(Yes, I took a winter vacation from blogging, in large part because I, *gasp* wasn't drinking all that much PS over the last 4 weeks).
For those who have an interest in the wines of Israel, the last few weeks have been pretty thrilling. Robert Parker, perhaPS the best-known wine-critic in the world (though not without critics of his own), has, for the first time, tasted a sample of some of Israel's best wines. Israel showed very well, with no fewer than 14 of the 90 or so wines scoring over 90 points.
3 of these wines from the PromiSed Land were labeled as PS, though none were wines that I've sampled, to date.
Vitkin, Petite Syrah, 2004 Score 89 - The 2004 Petite Syrah spent 16 months in oak barrels, only 20% new. It is a beautifully structured wine, with impeccable balance, an elegant mid-palate and moderate tannins. Vibrant and persistent on the finish, its parts meld together quickly and well. It becomes more attractive with air, as the fruit becomes juicier and the wine remains harmonious. This is probably the nicest use of the Petite Sirah varietal I saw for this report. [[N.B. -- Parker did not taste the utterly sublime Sea Horse 2005 Petite Sirah "Munch" by our hero Ze'ev Dunie]]
Carmel, Petite Sirah, Appelation, 2005 Score 88 - The 2005 Petite Sirah opens with a lush, oak-driven texture and flavor.
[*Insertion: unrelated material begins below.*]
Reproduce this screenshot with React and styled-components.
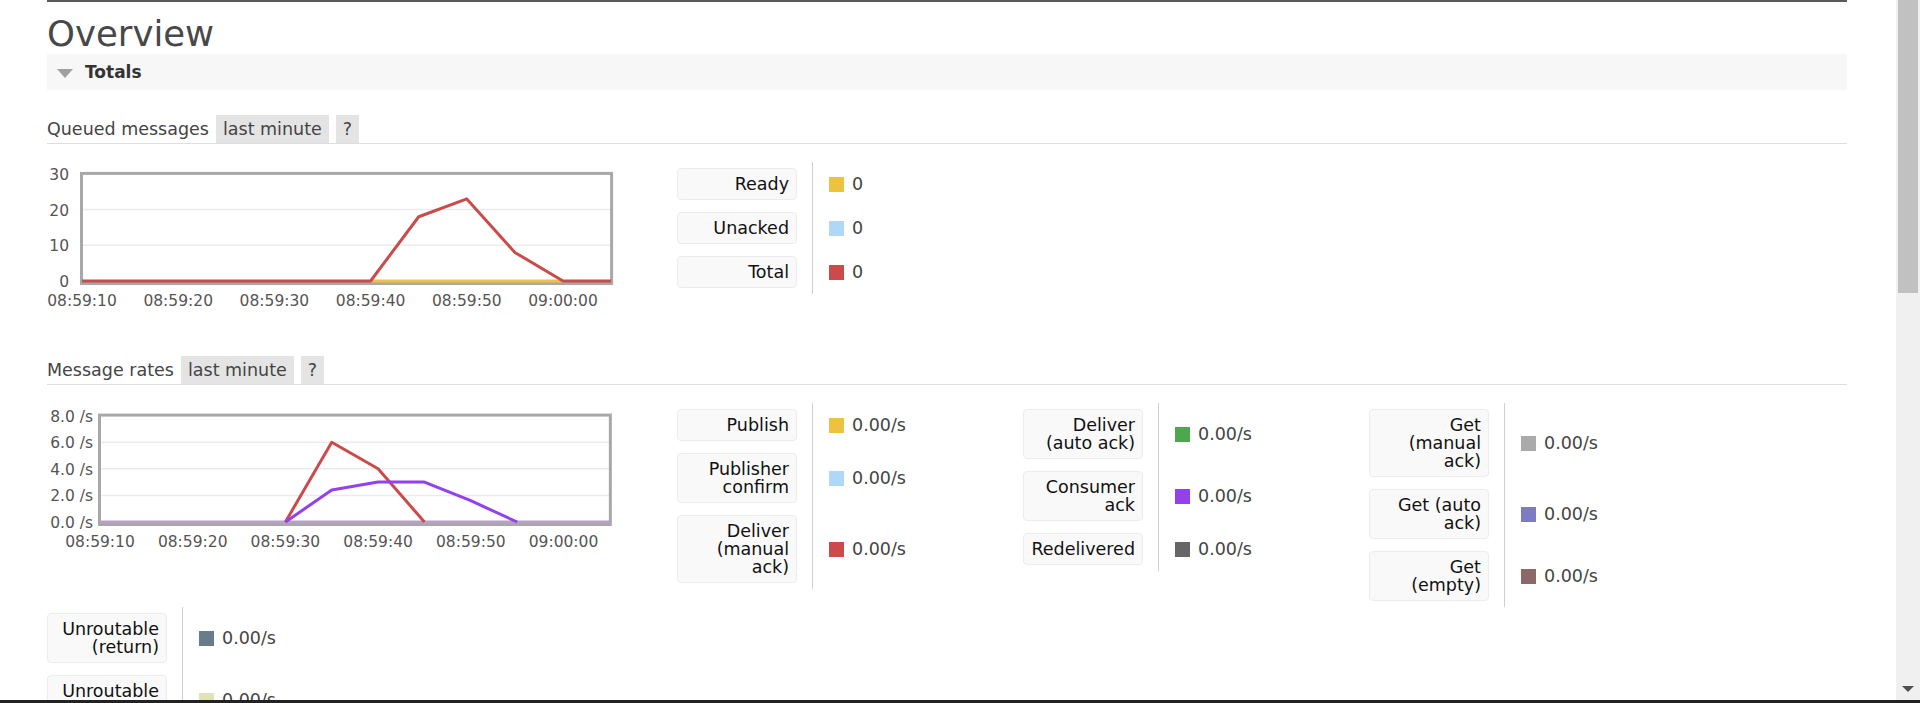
import React from "react"
import styled, { createGlobalStyle } from "styled-components"

const GlobalStyle = createGlobalStyle`
  html, body {
    margin: 0;
    padding: 0;
    background: #fff;
    font-family: "DejaVu Sans", Verdana, sans-serif;
    color: #444;
  }
`

const Frame = styled.div`
  display: flex;
  flex-direction: column;
  height: 703px;
  overflow: hidden;
`

const Viewport = styled.div`
  display: flex;
  flex: 1;
  min-height: 0;
`

const Page = styled.div`
  flex: 1;
  min-width: 0;
  overflow: hidden;
  padding: 0 49px 0 47px;
`

const Main = styled.main`
  border-top: 2px solid #5a5a5a;
`

const Title = styled.h1`
  margin: 11px 0 0;
  font-size: 35.5px;
  line-height: 41px;
  font-weight: normal;
  color: #484848;
`

const SectionBar = styled.div`
  display: flex;
  align-items: center;
  height: 36px;
  padding-left: 10px;
  background: #f7f7f7;
  font-size: 17px;
  font-weight: bold;
  color: #333;
  gap: 12px;
`

const Caret = styled.span`
  width: 0;
  height: 0;
  border-left: 8px solid transparent;
  border-right: 8px solid transparent;
  border-top: 9px solid #a0a0a0;
  margin-top: 2px;
`

const Heading = styled.div`
  display: flex;
  align-items: stretch;
  gap: 7px;
  height: 28px;
  margin-top: ${p => p.$top}px;
  border-bottom: 1px solid #dedede;
  font-size: 17.5px;
  line-height: 29px;
  color: #444;
`

const Tag = styled.span`
  background: #e4e4e4;
  padding: 0 7px;
`

const Flow = styled.div`
  display: flex;
  flex-wrap: wrap;
  align-items: flex-start;
  margin-top: 18px;
`

const Legend = styled.div`
  display: grid;
  grid-template-columns: 135px auto;
  width: 346px;
`

const LabelCell = styled.div`
  display: flex;
  padding: 6px 15px 6px 0;
`

const LabelBox = styled.div`
  flex: 1;
  background: #f9f9f9;
  border: 1px solid #ececec;
  border-radius: 4px;
  padding: 6px 7px;
  text-align: right;
  font-size: 17.5px;
  line-height: 18px;
  white-space: nowrap;
  color: #111;
`

const ValueCell = styled.div`
  display: flex;
  align-items: center;
  gap: 8px;
  padding-left: 16px;
  border-left: 1px solid #cfcfcf;
  font-size: 17.5px;
  color: #444;
`

const Swatch = styled.span`
  width: 15px;
  height: 15px;
  background: ${p => p.$color};
`

const Scrollbar = styled.div`
  display: flex;
  flex-direction: column;
  width: 24px;
  background: #f0f0f0;
`

const Thumb = styled.div`
  height: 293px;
  margin: 0 2px;
  background: #c1c1c1;
`

const DownArrow = styled.span`
  align-self: center;
  margin: auto 0 8px;
  width: 0;
  height: 0;
  border-left: 6px solid transparent;
  border-right: 6px solid transparent;
  border-top: 6px solid #505050;
`

const BottomBar = styled.div`
  height: 3px;
  background: #222;
`

const times = ["08:59:10", "08:59:20", "08:59:30", "08:59:40", "08:59:50", "09:00:00"]

const LineChart = ({ left, perSec, zeroY, perUnit, ticks, tickLabel, labelRight, series, baseline }) => {
  const x = t => left + t * perSec
  const y = v => zeroY - v * perUnit
  const top = y(ticks[ticks.length - 1])
  const pts = d => d.map(([t, v]) => `${x(t)},${y(v)}`).join(" ")
  return (
    <svg width="630" height="170" style={{ display: "block" }}>
      {ticks.slice(1, -1).map(v => (
        <line key={v} x1={x(0)} x2={x(55)} y1={y(v)} y2={y(v)} stroke="#ebebeb" strokeWidth="1.5" />
      ))}
      <rect x={x(0) - 0.5} y={top - 0.5} width={x(55) - x(0) + 1} height={y(0) - top + 3} fill="none" stroke="#a8a8a8" strokeWidth="3" />
      {baseline && (
        <line x1={x(0)} x2={x(55)} y1={y(0)} y2={y(0)} stroke={baseline} strokeWidth="3" />
      )}
      {series.map((s, i) => (
        <polyline key={i} points={pts(s.data)} fill="none" stroke={s.color} strokeWidth="3" strokeLinejoin="round" />
      ))}
      <g fontFamily="DejaVu Sans, Verdana, sans-serif" fontSize="15.5" fill="#555">
        {ticks.map(v => (
          <text key={v} x={labelRight} y={y(v) + 1.5} textAnchor="end" dominantBaseline="middle">
            {tickLabel(v)}
          </text>
        ))}
        {times.map((t, i) => (
          <text key={t} x={x(i * 10)} y="139" textAnchor="middle" dominantBaseline="middle">
            {t}
          </text>
        ))}
      </g>
    </svg>
  )
}

const LegendBlock = ({ rows }) => (
  <Legend>
    {rows.map(r => (
      <React.Fragment key={r.label.join(" ")}>
        <LabelCell>
          <LabelBox>
            {r.label.map((l, i) => (
              <div key={i}>{l}</div>
            ))}
          </LabelBox>
        </LabelCell>
        <ValueCell>
          <Swatch $color={r.color} />
          {r.value}
        </ValueCell>
      </React.Fragment>
    ))}
  </Legend>
)

const queuedRows = [
  { label: ["Ready"], color: "#edc240", value: "0" },
  { label: ["Unacked"], color: "#afd8f8", value: "0" },
  { label: ["Total"], color: "#cb4b4b", value: "0" },
]

const rate = "0.00/s"
const rateLegends = [
  [
    { label: ["Publish"], color: "#edc240", value: rate },
    { label: ["Publisher", "confirm"], color: "#afd8f8", value: rate },
    { label: ["Deliver", "(manual", "ack)"], color: "#cb4b4b", value: rate },
  ],
  [
    { label: ["Deliver", "(auto ack)"], color: "#4da74d", value: rate },
    { label: ["Consumer", "ack"], color: "#9440ed", value: rate },
    { label: ["Redelivered"], color: "#666666", value: rate },
  ],
  [
    { label: ["Get", "(manual", "ack)"], color: "#aaaaaa", value: rate },
    { label: ["Get (auto", "ack)"], color: "#7c7bc4", value: rate },
    { label: ["Get", "(empty)"], color: "#8c6868", value: rate },
  ],
  [
    { label: ["Unroutable", "(return)"], color: "#687d8b", value: rate },
    { label: ["Unroutable", "(drop)"], color: "#e2e3b4", value: rate },
  ],
]

const queuedSeries = [
  { color: "#edc240", data: [[30, 0], [50, 0]] },
  { color: "#cb4b4b", data: [[0, 0], [30, 0], [35, 18], [40, 23], [45, 8], [50, 0], [55, 0]] },
]

const rateSeries = [
  { color: "#cb4b4b", data: [[20, 0], [25, 6], [30, 4], [35, 0]] },
  { color: "#9440ed", data: [[20, 0], [25, 2.4], [30, 3], [35, 3], [40, 1.6], [45, 0]] },
]

const App = () => (
  <Frame>
    <GlobalStyle />
    <Viewport>
      <Page>
        <Main>
          <Title>Overview</Title>
          <SectionBar>
            <Caret />
            Totals
          </SectionBar>

          <Heading $top={25}>
            <span>Queued messages</span>
            <Tag>last minute</Tag>
            <Tag>?</Tag>
          </Heading>
          <Flow>
            <LineChart
              left={35}
              perSec={9.62}
              zeroY={119}
              perUnit={3.57}
              ticks={[0, 10, 20, 30]}
              tickLabel={v => String(v)}
              labelRight={22}
              series={queuedSeries}
            />
            <LegendBlock rows={queuedRows} />
          </Flow>

          <Heading $top={24}>
            <span>Message rates</span>
            <Tag>last minute</Tag>
            <Tag>?</Tag>
          </Heading>
          <Flow>
            <LineChart
              left={53}
              perSec={9.27}
              zeroY={119}
              perUnit={13.3}
              ticks={[0, 2, 4, 6, 8]}
              tickLabel={v => `${v.toFixed(1)} /s`}
              labelRight={46}
              baseline="#b8a0c6"
              series={rateSeries}
            />
            {rateLegends.map((rows, i) => (
              <LegendBlock key={i} rows={rows} />
            ))}
          </Flow>
        </Main>
      </Page>
      <Scrollbar>
        <Thumb />
        <DownArrow />
      </Scrollbar>
    </Viewport>
    <BottomBar />
  </Frame>
)

export default App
It is charming and frequently tasty, if also a bit simple. The mid-palate is modest in weight, and the structure is modest as well, although there are some light tannins. At age two, it is quite approachable, and not likely to reward much cellaring. There were moments when the alcohol showed a little.
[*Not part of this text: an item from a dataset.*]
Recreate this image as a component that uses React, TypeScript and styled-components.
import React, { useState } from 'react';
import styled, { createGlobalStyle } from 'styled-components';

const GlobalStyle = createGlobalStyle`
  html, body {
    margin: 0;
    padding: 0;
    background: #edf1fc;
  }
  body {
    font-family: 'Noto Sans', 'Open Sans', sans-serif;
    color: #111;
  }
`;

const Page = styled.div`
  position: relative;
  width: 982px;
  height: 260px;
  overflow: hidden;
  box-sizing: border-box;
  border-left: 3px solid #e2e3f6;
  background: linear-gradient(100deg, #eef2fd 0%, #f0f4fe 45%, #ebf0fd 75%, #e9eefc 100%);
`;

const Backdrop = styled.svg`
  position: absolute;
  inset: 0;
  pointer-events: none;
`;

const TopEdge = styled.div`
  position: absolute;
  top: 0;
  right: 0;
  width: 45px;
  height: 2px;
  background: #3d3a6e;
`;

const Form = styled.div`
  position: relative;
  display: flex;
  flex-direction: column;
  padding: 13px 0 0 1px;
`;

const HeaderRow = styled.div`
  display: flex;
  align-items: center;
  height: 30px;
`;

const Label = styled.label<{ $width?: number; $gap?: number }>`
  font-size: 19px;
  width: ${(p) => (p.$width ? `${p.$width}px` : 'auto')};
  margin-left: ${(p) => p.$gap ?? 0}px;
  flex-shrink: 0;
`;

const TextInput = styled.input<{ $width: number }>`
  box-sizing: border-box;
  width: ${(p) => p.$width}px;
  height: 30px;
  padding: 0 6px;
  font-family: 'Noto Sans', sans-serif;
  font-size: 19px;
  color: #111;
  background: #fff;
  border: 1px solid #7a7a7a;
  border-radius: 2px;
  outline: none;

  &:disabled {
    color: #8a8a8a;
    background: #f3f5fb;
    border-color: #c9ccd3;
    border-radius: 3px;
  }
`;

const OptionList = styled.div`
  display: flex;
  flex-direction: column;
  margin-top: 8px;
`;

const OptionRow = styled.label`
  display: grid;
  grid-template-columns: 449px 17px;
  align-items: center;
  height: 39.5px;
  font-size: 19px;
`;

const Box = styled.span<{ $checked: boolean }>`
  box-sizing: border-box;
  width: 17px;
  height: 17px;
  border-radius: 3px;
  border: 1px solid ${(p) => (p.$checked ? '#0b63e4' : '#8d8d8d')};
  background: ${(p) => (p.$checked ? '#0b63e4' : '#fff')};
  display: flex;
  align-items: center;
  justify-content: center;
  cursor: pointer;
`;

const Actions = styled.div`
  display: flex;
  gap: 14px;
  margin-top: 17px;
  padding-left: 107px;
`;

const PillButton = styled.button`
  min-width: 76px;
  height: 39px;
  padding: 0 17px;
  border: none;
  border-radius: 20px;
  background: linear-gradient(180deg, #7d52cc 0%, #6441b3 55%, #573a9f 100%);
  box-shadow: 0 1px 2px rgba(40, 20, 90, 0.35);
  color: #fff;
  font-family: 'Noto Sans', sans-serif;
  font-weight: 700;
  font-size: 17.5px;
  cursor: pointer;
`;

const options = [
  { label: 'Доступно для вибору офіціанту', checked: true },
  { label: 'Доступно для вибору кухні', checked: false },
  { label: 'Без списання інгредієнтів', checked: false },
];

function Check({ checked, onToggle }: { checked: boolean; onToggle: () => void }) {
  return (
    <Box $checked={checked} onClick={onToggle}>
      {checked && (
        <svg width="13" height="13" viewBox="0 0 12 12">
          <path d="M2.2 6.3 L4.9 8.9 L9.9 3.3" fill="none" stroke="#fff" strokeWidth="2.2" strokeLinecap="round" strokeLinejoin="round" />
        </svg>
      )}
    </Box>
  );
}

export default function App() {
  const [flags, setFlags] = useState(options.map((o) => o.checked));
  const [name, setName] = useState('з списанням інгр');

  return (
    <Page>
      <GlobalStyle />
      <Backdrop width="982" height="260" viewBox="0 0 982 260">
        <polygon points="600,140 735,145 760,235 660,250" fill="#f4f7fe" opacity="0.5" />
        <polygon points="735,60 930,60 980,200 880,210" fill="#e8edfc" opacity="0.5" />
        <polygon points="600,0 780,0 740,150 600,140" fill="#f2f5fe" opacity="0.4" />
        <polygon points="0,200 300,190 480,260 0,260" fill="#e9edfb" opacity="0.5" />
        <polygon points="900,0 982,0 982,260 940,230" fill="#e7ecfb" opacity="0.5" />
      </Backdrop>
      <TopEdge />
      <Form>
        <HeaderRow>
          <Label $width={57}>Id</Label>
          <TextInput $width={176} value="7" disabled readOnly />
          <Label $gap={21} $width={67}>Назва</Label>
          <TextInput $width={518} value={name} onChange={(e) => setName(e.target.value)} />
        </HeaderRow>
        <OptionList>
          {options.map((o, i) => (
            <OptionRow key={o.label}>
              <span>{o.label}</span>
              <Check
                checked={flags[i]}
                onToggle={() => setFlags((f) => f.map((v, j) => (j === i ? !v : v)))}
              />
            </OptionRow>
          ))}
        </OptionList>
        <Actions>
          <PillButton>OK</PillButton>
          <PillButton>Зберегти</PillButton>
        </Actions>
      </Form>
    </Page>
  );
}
Recanati, Petit Syrah-Zinfandel, Reserve 2005 Score 87 - The 2005 Petite Syrah – Zinfandel Reserve is a blend, 70% Petite Syrah, and the rest Zinfandel. It was aged in American oak, and that distinctive nuance marks the wine. The oak becomes better integrated with air, providing a smooth, lush feel at the outset, that changes into a more balanced wine. It has grip on the finish, and an elegant mid-palate. It is a charming presentation and well structured, although somewhat simple, with too much oak-derived flavor.
UPDATE: 2/4/2008: I spent Shabbat with an Orthodox friend this weekend, and we and some others had this wine along with some delicious, incredibly filling cholent. I agree that it needed to breathe a bit (but that's something I'm going to keep pounding home about PS, because it's the biggest barrier to people enjoying it), as it was delicious after 2 hours in the open bottle. I do happen to have somewhat of a "hole" in my palate when it comes to oak in red wines, as I find it very hard to taste and smell, but I didn't notice anything too bad. It's definitely on the rustic side, but it's a reasonably-priced, enjoyable kosher wine that pairs well with cholent and would go equally well with stews and brisket. The tannins are soft and well-integrated, and it's full of plummy fruit that with a bit of spice thanks to the zin. It's not jammy like many zins, though it is quite viscous, with nice legs in the glass. Again, just because this is kosher does not mean that isn't worth seeking out, especially for the $14-$18 price.